• Data section
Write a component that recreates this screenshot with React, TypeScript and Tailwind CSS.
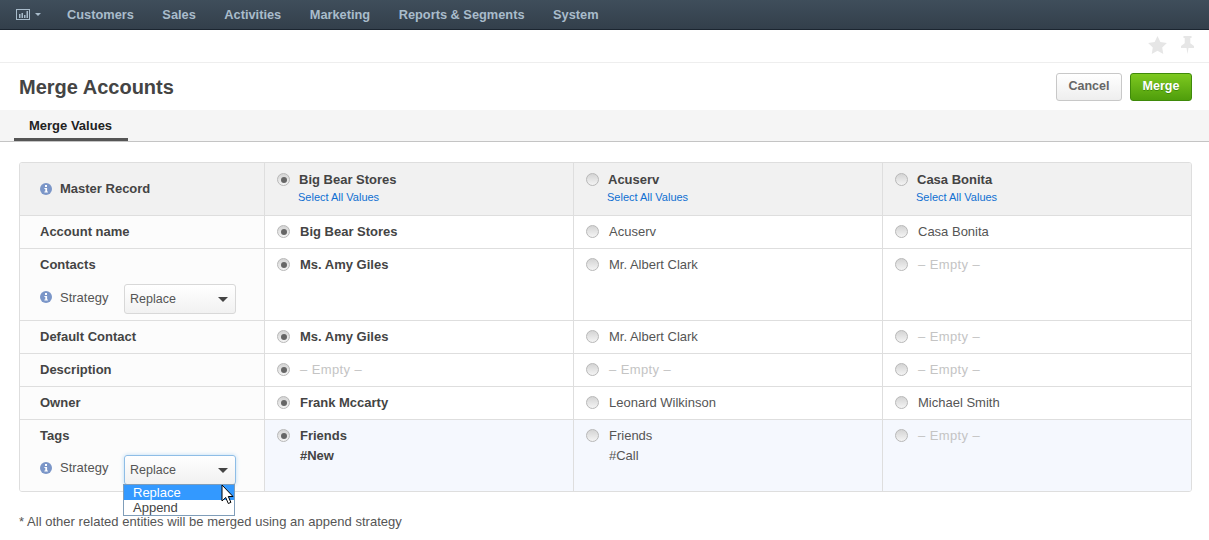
import React from 'react';

const navItems = ['Customers', 'Sales', 'Activities', 'Marketing', 'Reports & Segments', 'System'];

const Radio = ({ checked }: { checked?: boolean }) => (
  <span className="mt-[1px] flex h-[13px] w-[13px] shrink-0 items-center justify-center rounded-full border border-[#b8b8b8] bg-gradient-to-b from-[#d4d4d4] to-[#f4f4f4]">
    {checked && <span className="h-[6px] w-[6px] rounded-full bg-[#666]" />}
  </span>
);

const InfoIcon = () => (
  <svg width="12" height="12" viewBox="0 0 12 12" className="shrink-0">
    <circle cx="6" cy="6" r="6" fill="#7b96c8" />
    <rect x="5" y="2" width="2" height="2" fill="#fff" />
    <path d="M4.4 5h2.7v3.4h.8V9.5H4.4V8.4h.9V6.1h-.9z" fill="#fff" />
  </svg>
);

const Caret = () => <span className="h-0 w-0 border-x-[5px] border-t-[5px] border-x-transparent border-t-[#444]" />;

const Strategy = ({ focused }: { focused?: boolean }) => (
  <div className="mt-[9px] flex items-start pl-[20px]">
    <span className="mt-[7px]"><InfoIcon /></span>
    <span className={`ml-[8px] w-[64px] text-[#555] ${focused ? 'mt-[3px]' : 'mt-[4px]'}`}>Strategy</span>
    <div className={`flex h-[30px] w-[112px] items-center justify-between rounded-[3px] border bg-gradient-to-b from-white to-[#f1f1f1] pl-[5px] pr-[7px] text-[12.5px] text-[#555] ${focused ? 'border-[#8ebde6] shadow-[0_0_4px_#bcdcf5]' : 'border-[#d8d8d8]'}`}>
      Replace
      <Caret />
    </div>
  </div>
);

const Empty = () => <span className="tracking-[0.4px] text-[#c4c4c4]">– Empty –</span>;

interface CellProps {
  checked?: boolean;
  children: React.ReactNode;
  tint?: boolean;
  last?: boolean;
}

const Cell = ({ checked, children, tint, last }: CellProps) => (
  <div className={`flex gap-[10px] border-l border-[#dedede] pl-[12px] pt-[6px] ${tint ? 'bg-[#f5f8fe]' : ''} ${last ? '' : 'border-b'}`}>
    <span className="pt-[2px]"><Radio checked={checked} /></span>
    <div className="leading-[20px]">{children}</div>
  </div>
);

const Label = ({ children, last }: { children: React.ReactNode; last?: boolean }) => (
  <div className={`bg-[#fcfcfc] pt-[6px] leading-[20px] ${last ? '' : 'border-b border-[#dedede]'}`}>
    {children}
  </div>
);

const Head = ({ name, checked }: { name: string; checked?: boolean }) => (
  <div className="flex gap-[9px] border-b border-l border-[#dedede] bg-[#f1f1f1] pl-[12px] pt-[8px]">
    <span className="pt-[1px]"><Radio checked={checked} /></span>
    <div>
      <div className="text-[13px] font-bold leading-[18px] text-[#444]">{name}</div>
      <a className="-ml-px block text-[11px] leading-[16px] text-[#0f6fd1]">Select All Values</a>
    </div>
  </div>
);

const B = ({ children }: { children: React.ReactNode }) => <span className="font-bold text-[#444]">{children}</span>;
const P = ({ children }: { children: React.ReactNode }) => <span className="text-[#555]">{children}</span>;

export default function App() {
  return (
    <div className="relative h-[540px] w-[1209px] overflow-hidden bg-white font-['Liberation_Sans',Arial,sans-serif] text-[13px] text-[#444]">
      <nav className="flex h-[30px] items-center border-b border-[#1b2530] bg-gradient-to-b from-[#3f4e5b] to-[#333f4b] pl-[16px]">
        <svg width="14" height="13" viewBox="0 0 14 13" className="shrink-0">
          <rect x="0.5" y="1.5" width="13" height="10" fill="none" stroke="#a9bccb" />
          <path d="M3 6h1.5v4H3zM5.5 5H7v5H5.5zM8 7h1.5v3H8zM10.5 3H12v7h-1.5z" fill="#a9bccb" />
        </svg>
        <span className="ml-[5px] h-0 w-0 border-x-[3px] border-t-[3px] border-x-transparent border-t-[#a9bccb]" />
        <div className="ml-[26px] flex gap-[28.5px] text-[12.8px] font-bold text-[#a9bccb]">
          {navItems.map((item) => (
            <span key={item}>{item}</span>
          ))}
        </div>
      </nav>

      <div className="flex h-[33px] items-center justify-end gap-[14px] border-b border-[#eeeeee] pb-[2px] pr-[15px]">
        <svg width="19" height="18" viewBox="0 0 24 23"><path d="M12 0l3.7 7.6 8.3 1.2-6 5.9 1.4 8.3L12 19l-7.4 4L6 14.7 0 8.8l8.3-1.2z" fill="#e6e6e6" /></svg>
        <svg width="13" height="18" viewBox="0 0 13 18" preserveAspectRatio="none"><path d="M2.5 0h8v2H9.3v5.2L13 10v2H7.5l-1 6-1-6H0v-2l3.7-2.8V2H2.5z" fill="#e6e6e6" /></svg>
      </div>

      <div className="flex h-[47px] items-center justify-between pl-[19px] pr-[17px]">
        <h1 className="text-[20px] font-bold text-[#444]">Merge Accounts</h1>
        <div className="flex gap-[8px]">
          <button className="h-[28px] w-[66px] rounded-[3px] border border-[#c8c8c8] bg-gradient-to-b from-white to-[#eeeeee] text-[12.5px] font-bold text-[#666]">Cancel</button>
          <button className="h-[28px] w-[62px] rounded-[3px] border border-[#3f8a0a] bg-gradient-to-b from-[#7dc91f] to-[#4f9e0b] text-[12.5px] font-bold text-white [text-shadow:0_1px_0_#3f8a0a]">Merge</button>
        </div>
      </div>

      <div className="h-[32px] border-b border-[#c4c4c4] bg-[#f5f5f5] pl-[14px]">
        <div className="h-[31px] w-[114px] border-b-[3px] border-[#555] pl-[15px] pt-[8px] text-[13px] font-bold leading-[16px] text-[#222]">Merge Values</div>
      </div>

      <div className="mx-[19px] mt-[20px] grid w-[1173px] grid-cols-[244px_309px_309px_309px] grid-rows-[53px_33px_72px_33px_33px_33px_71px] overflow-hidden rounded-[3px] border border-[#dedede]">
        <div className="flex items-center gap-[8px] border-b border-[#dedede] bg-[#f1f1f1] pl-[20px] font-bold"><InfoIcon />Master Record</div>
        <Head name="Big Bear Stores" checked />
        <Head name="Acuserv" />
        <Head name="Casa Bonita" />

        <Label><span className="pl-[20px] font-bold">Account name</span></Label>
        <Cell checked><B>Big Bear Stores</B></Cell>
        <Cell><P>Acuserv</P></Cell>
        <Cell><P>Casa Bonita</P></Cell>

        <Label>
          <span className="pl-[20px] font-bold">Contacts</span>
          <Strategy />
        </Label>
        <Cell checked><B>Ms. Amy Giles</B></Cell>
        <Cell><P>Mr. Albert Clark</P></Cell>
        <Cell><Empty /></Cell>

        <Label><span className="pl-[20px] font-bold">Default Contact</span></Label>
        <Cell checked><B>Ms. Amy Giles</B></Cell>
        <Cell><P>Mr. Albert Clark</P></Cell>
        <Cell><Empty /></Cell>

        <Label><span className="pl-[20px] font-bold">Description</span></Label>
        <Cell checked><Empty /></Cell>
        <Cell><Empty /></Cell>
        <Cell><Empty /></Cell>

        <Label><span className="pl-[20px] font-bold">Owner</span></Label>
        <Cell checked><B>Frank Mccarty</B></Cell>
        <Cell><P>Leonard Wilkinson</P></Cell>
        <Cell><P>Michael Smith</P></Cell>

        <Label last>
          <span className="pl-[20px] font-bold">Tags</span>
          <Strategy focused />
        </Label>
        <Cell checked tint last><B>Friends<br />#New</B></Cell>
        <Cell tint last><P>Friends<br />#Call</P></Cell>
        <Cell tint last><Empty /></Cell>
      </div>

      <p className="ml-[19px] mt-[22px] text-[13px] leading-[16px] tracking-[0.03px] text-[#555]">* All other related entities will be merged using an append strategy</p>

      {/* open select dropdown + cursor sit over the table */}
      <div className="absolute left-[123px] top-[484px] w-[112px] border border-[#7f9db9] bg-white text-[13px] leading-[15px] text-[#444]">
        <div className="bg-[#3399ff] pl-[9px] text-white">Replace</div>
        <div className="pl-[9px]">Append</div>
      </div>
      <svg width="14" height="21" viewBox="0 0 14 21" className="absolute left-[221px] top-[484px]">
        <path d="M1 1v16l3.7-3.5 2.6 6 2.6-1.1-2.6-5.9H12z" fill="#fff" stroke="#000" strokeWidth="1" />
      </svg>
    </div>
  );
}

• Aim
Give again, exactly, the lines from the start of the data through the one holding "['Customers', 'Sales', 'Activities', 'Marketing', 'Reports"; omit the pictures.

• Reply
Write a component that recreates this screenshot with React, TypeScript and Tailwind CSS.
import React from 'react';

const navItems = ['Customers', 'Sales', 'Activities', 'Marketing', 'Reports & Segments', 'System'];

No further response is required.